Individual software services may create widely used methods of identification for their own purposes, for example within the repository software DSpace, Fedora and EPrints. As supplied by default, however, these are not especially reusable outside the software, given that the agreed international standards for identifying individuals and organisations are not well established. It is always possible to include any unique identifier, such as ResearcherID or ORCID, in a record, but the usefulness will be limited if there is no consistency of practice in terms of which metadata field is used in each local customisation. There are numerous useful approaches such as that taken by the developers of eSciDoc in the Control of Named Identities (CoNE) service, which can be used either with the Fedora-based eSciDoc or as a standalone service. CoNE, for example, can provide a means to uniquely identify any entity. However, these have not seen wide adoption beyond their specific software communities.

The CERIF metadata standard can perform a similar function with an almost arbitrary level of granularity of information, yet it has not been nearly as widely implemented in software as the Dublin Core metadata standard which has no such abilities but which is far easier to implement. In the same way, Dublin Core application profiles provide an overlay of more complex metadata built on top of simpler Dublin Core. However, these are used largely in limited, specific information retrieval environments, e.g. libraries or specific, subject-based services and have not developed into widely used, de facto standards.

There are numerous approaches to cross-referencing which online identities in professional and social networks belong to the same individual. Most of these, however, rely on the services themselves providing a means to do so. As these are commercial, there is no guarantee that they will continue to do so in future if commercial rivalries later cause that to be outside their own interests, or that the information will be publicly viewable, even if the user chooses to set privacy settings to allow this, or is even able to do so.

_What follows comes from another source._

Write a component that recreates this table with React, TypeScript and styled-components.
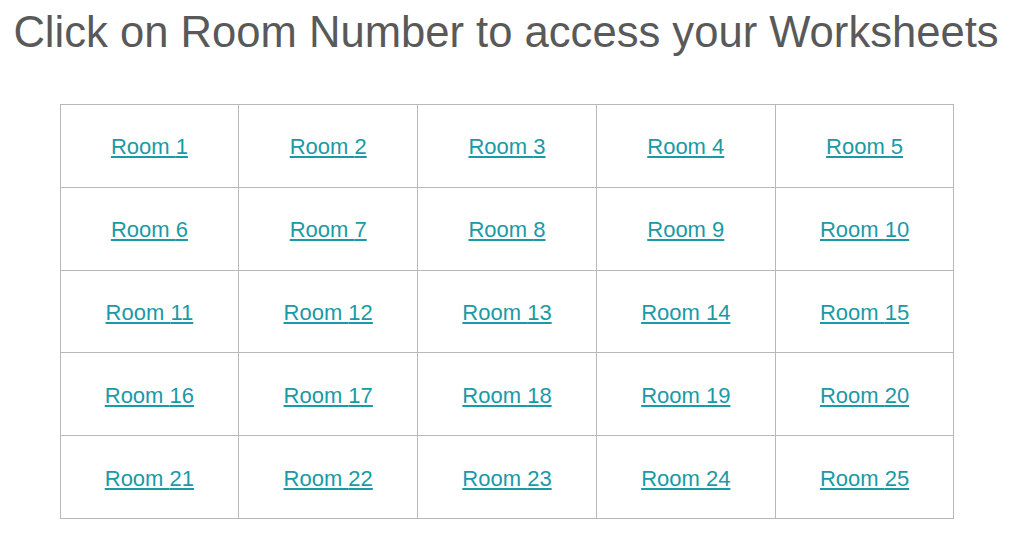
import React from "react";
import styled, { createGlobalStyle } from "styled-components";

const GlobalStyle = createGlobalStyle`
  body {
    margin: 0;
    background: #ffffff;
    font-family: "Liberation Sans", Arial, sans-serif;
  }
`;

const rooms = Array.from({ length: 25 }, (_, i) => i + 1);

const App = () => {
  return (
    <Page>
      <GlobalStyle />
      <Title>Click on Room Number to access your Worksheets</Title>
      <Grid>
        {rooms.map((n) => (
          <Cell key={n}>
            <RoomLink href="#">Room {n}</RoomLink>
          </Cell>
        ))}
      </Grid>
    </Page>
  );
};

export default App;

const Page = styled.div`
  width: 1022px;
  display: flex;
  flex-direction: column;
  align-items: center;
`;

const Title = styled.h1`
  margin: 6px 10px 0 0;
  font-size: 43.6px;
  font-weight: 400;
  color: #595959;
  line-height: 52px;
`;

const Grid = styled.div`
  margin-top: 46px;
  margin-left: -8px;
  display: grid;
  grid-template-columns: repeat(5, 178.8px);
  grid-auto-rows: 82.8px;
  border-top: 1px solid #b8b8b8;
  border-left: 1px solid #b8b8b8;
`;

const Cell = styled.div`
  display: flex;
  align-items: center;
  justify-content: center;
  padding-top: 3px;
  border-right: 1px solid #b8b8b8;
  border-bottom: 1px solid #b8b8b8;
`;

const RoomLink = styled.a`
  font-size: 22px;
  color: #1a9aa6;
  text-decoration: underline;
`;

However, the non-commercial means to state such equivalences are of uncertain value too. Most users who have an OpenID, for example, which is effectively a user account attached to a unique identifier and metadata about that individual, only have one because they use a service like Facebook which, usually without their knowledge, provides one. It may not be obvious to a non-technical user that it can be in their interests to state publicly which other professional services may represent them. While Friend Of A Friend (FOAF) allows relatively simple declarations about individuals and their relationships with other entities, most individuals do not have the technical knowledge or means to provide markup in such files on the Internet, or are even aware of what they can achieve. It is not clear to what extent commercial search algorithms used by the major search engines may take FOAF, or indeed any other metadata source, into account, which may impact upon the practical value of providing such metadata.